State governments should seek inspiration from the Kerala model, which creates well-funded debt relief commissions that can dole out a quick mitigation process, instead of pushing all such action on the burdened and apathetic executive. A comprehensive debt settlement model legislation is required to allow rural bankruptcy to be declared painlessly. We must not shy away from allowing farmers to declare themselves bankrupt — enabling a fresh start for individual farmers should be possible; after all, recent banking NPAs are allowing industrial chieftains to do the same anyway.
Further reforms in microfinance are necessary. We should encourage self-help groups, which create a safe avenue for savings (Hashemi et al, 1996; Rajasekhar, 2000), functioning like a small bank, lending money to members. Their positive economic impact is well attested, particularly on indicators such as average net income and employment (Puhazhendi and Satyasai, 2000), while inculcating a banking habit.
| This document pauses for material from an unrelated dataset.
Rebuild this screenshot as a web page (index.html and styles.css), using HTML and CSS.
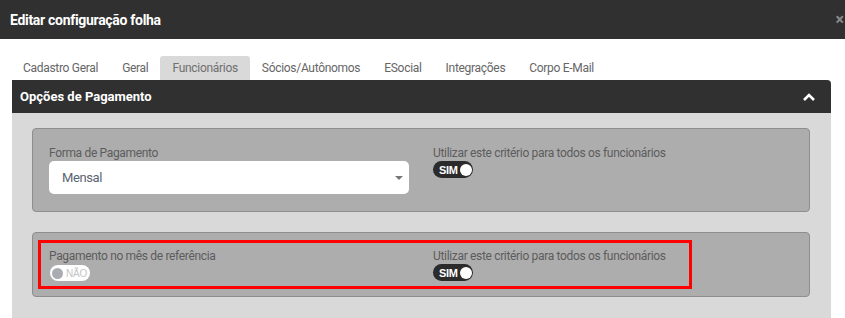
FILE: index.html
```html
<!DOCTYPE html>
<html lang="pt-br">
  <head>
    <meta charset="UTF-8" />
    <meta name="viewport" content="width=device-width, initial-scale=1.0" />
    <title>Editar configuração folha</title>

    <link rel="stylesheet" href="styles.css">
  </head>

  <body>
    <div class="modal">
      <header class="modal-topo">
        <h1>Editar configuração folha</h1>
        <span class="fechar">&times;</span>
      </header>

      <div class="modal-corpo">
        <ul class="abas">
          <li>Cadastro Geral</li>
          <li>Geral</li>
          <li class="ativa">Funcionários</li>
          <li>Sócios/Autônomos</li>
          <li>ESocial</li>
          <li>Integrações</li>
          <li>Corpo E-Mail</li>
        </ul>

        <section class="painel">
          <div class="painel-topo">
            <h2>Opções de Pagamento</h2>
            <svg class="seta" width="14" height="10" viewBox="0 0 14 10">
              <path d="M2 8 L7 3 L12 8" fill="none" stroke="#fff" stroke-width="2.6" />
            </svg>
          </div>

          <div class="painel-corpo">
            <div class="card-opcao">
              <div class="linha-opcao">
                <div class="campo">
                  <label>Forma de Pagamento</label>
                  <div class="select-falso">
                    <span>Mensal</span>
                    <span class="caret"></span>
                  </div>
                </div>
                <div class="campo">
                  <label>Utilizar este critério para todos os funcionários</label>
                  <span class="toggle ligado">SIM<i></i></span>
                </div>
              </div>
            </div>

            <div class="card-opcao card-destaque">
              <div class="linha-opcao destaque">
                <div class="campo">
                  <label>Pagamento no mês de referência</label>
                  <span class="toggle desligado"><i></i>NÃO</span>
                </div>
                <div class="campo">
                  <label>Utilizar este critério para todos os funcionários</label>
                  <span class="toggle ligado">SIM<i></i></span>
                </div>
              </div>
            </div>
          </div>
        </section>
      </div>
    </div>
  </body>
</html>
```

FILE: styles.css
```css
body {
  font-family: Roboto, "Liberation Sans", sans-serif;
  margin: 0;
  padding: 0;
  background-color: #ffffff;
  overflow: hidden;
}

.modal {
  width: 845px;
}

/* Topo escuro do modal */
.modal-topo {
  background: #303030;
  height: 39px;
  display: flex;
  align-items: center;
  justify-content: space-between;
  padding: 0 0 0 10px;
}

.modal-topo h1 {
  margin: 0;
  color: #ffffff;
  font-size: 14px;
  font-weight: 700;
  letter-spacing: -0.3px;
}

.fechar {
  color: #8a8a8a;
  font-size: 16px;
  font-weight: 700;
  margin-right: 1px;
}

.modal-corpo {
  padding: 17px 14px 0 12px;
}

/* Abas */
.abas {
  list-style: none;
  margin: 0;
  padding: 0;
  display: flex;
}

.abas li {
  height: 24px;
  line-height: 24px;
  padding: 0 12px;
  font-size: 12px;
  color: #666666;
  letter-spacing: -0.3px;
}

.abas li:first-child {
  margin-left: -1px;
}

.abas li.ativa {
  background: #d9d9d9;
  color: #6f6f6f;
  border-radius: 3px 3px 0 0;
}

/* Painel */
.painel-topo {
  background: #303030;
  height: 33px;
  display: flex;
  align-items: center;
  justify-content: space-between;
  padding: 0 15px 0 8px;
  border-radius: 0 4px 0 0;
}

.painel-topo h2 {
  margin: 0;
  color: #ffffff;
  font-size: 13px;
  font-weight: 700;
}

.painel-corpo {
  background: #d9d9d9;
  padding: 15px 21px 20px 20px;
}

.card-opcao {
  background: #adadad;
  border: 1px solid #8e8e8e;
  border-radius: 4px;
  padding: 17px 16px;
  margin-bottom: 20px;
}

.card-destaque {
  padding: 7px 5px;
}

.linha-opcao {
  display: grid;
  grid-template-columns: 360px auto;
  column-gap: 24px;
}

.destaque {
  border: 3px solid #ff0000;
  padding: 6px 0 5px 8px;
  box-sizing: border-box;
  width: 654px;
}

.campo {
  display: flex;
  flex-direction: column;
  align-items: flex-start;
}

.campo label {
  font-size: 12px;
  color: #5c5c5c;
  line-height: 15px;
  letter-spacing: -0.33px;
}

.select-falso {
  align-self: stretch;
  height: 33px;
  background: #ffffff;
  border-radius: 5px;
  display: flex;
  align-items: center;
  justify-content: space-between;
  padding: 0 6px 0 13px;
  font-size: 13px;
  color: #5b6472;
  letter-spacing: -0.4px;
  box-sizing: border-box;
}

.caret {
  width: 0;
  height: 0;
  border-left: 4px solid transparent;
  border-right: 4px solid transparent;
  border-top: 4px solid #777777;
}

/* Toggles SIM / NÃO */
.toggle {
  display: inline-flex;
  align-items: center;
  height: 17px;
  border-radius: 9px;
  font-size: 11px;
  font-family: "Liberation Sans", Arial, sans-serif;
  box-sizing: border-box;
}

.toggle i {
  width: 12px;
  height: 12px;
  border-radius: 50%;
}

.toggle.ligado {
  width: 40px;
  background: #2b2b2b;
  color: #ffffff;
  padding: 0 1px 0 6px;
  justify-content: space-between;
  font-weight: 700;
  letter-spacing: -0.3px;
}

.toggle.ligado i {
  background: #ffffff;
}

.toggle.desligado {
  height: 16px;
  margin-left: 1px;
  margin-top: 1px;
  background: #ffffff;
  color: #c4c4c4;
  padding: 0 3px 0 2px;
  gap: 3px;
  font-size: 10px;
  letter-spacing: -0.2px;
}

.toggle.desligado i {
  flex: none;
  width: 11px;
  height: 11px;
  background: #a9adb2;
}
```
Banks, however, have mostly failed to recognise their self-interest in promoting SHGs, given the lower information costs of lending to the poor through SGHs, avoiding adverse selection and moral hazard (SPS, 2006). To provide economies of scale, building on this linkage between SHGs and the banking sector is critical with studies (Nair, 2001) in Andhra Pradesh & Tamil Nadu showcasing the way — they have shown that SHGs can become financially viable by forming federations, achieving enormous economies of scale (SPS, 2006).
In addition, a regular unconditional basic income, scaled up through pilots, and rolled out slowly and carefully, would be ideal for marginal farmers. Having a regular basic income would help induce rational responses to crisis events (say illness or hunger) instead of forcing them into a vicious cycle of debt. It could even reduce the practice of child labour, with parents encouraged to send their children to schools, transforming villages and leading to a sustained increase in income (Sewa, Unicef, 2014).
The tone of our conversation about addressing farmer loans needs to change as well. India’s fiscal pundits seem to have a rather curious penchant for decrying the offering of any fiscal sops (grants, right to food, loan waivers) offered to farmers, while discounting those offered to the industry. We need to skew our national budget towards agriculture, boosting line items like the Agricultural Demand-Side Management Programme (this seeks to replace existing irrigation pumps with energy-efficient models). We should encourage a long term rural credit policy, offering flexibility for droughts and flooding events. Crop insurance, as proposed by the government, would be a welcome move to institutionalise the habit of insuring against market and weather volatility. Otherwise, the marginal farmer will continue to be born in debt, live through penury and die from such distress.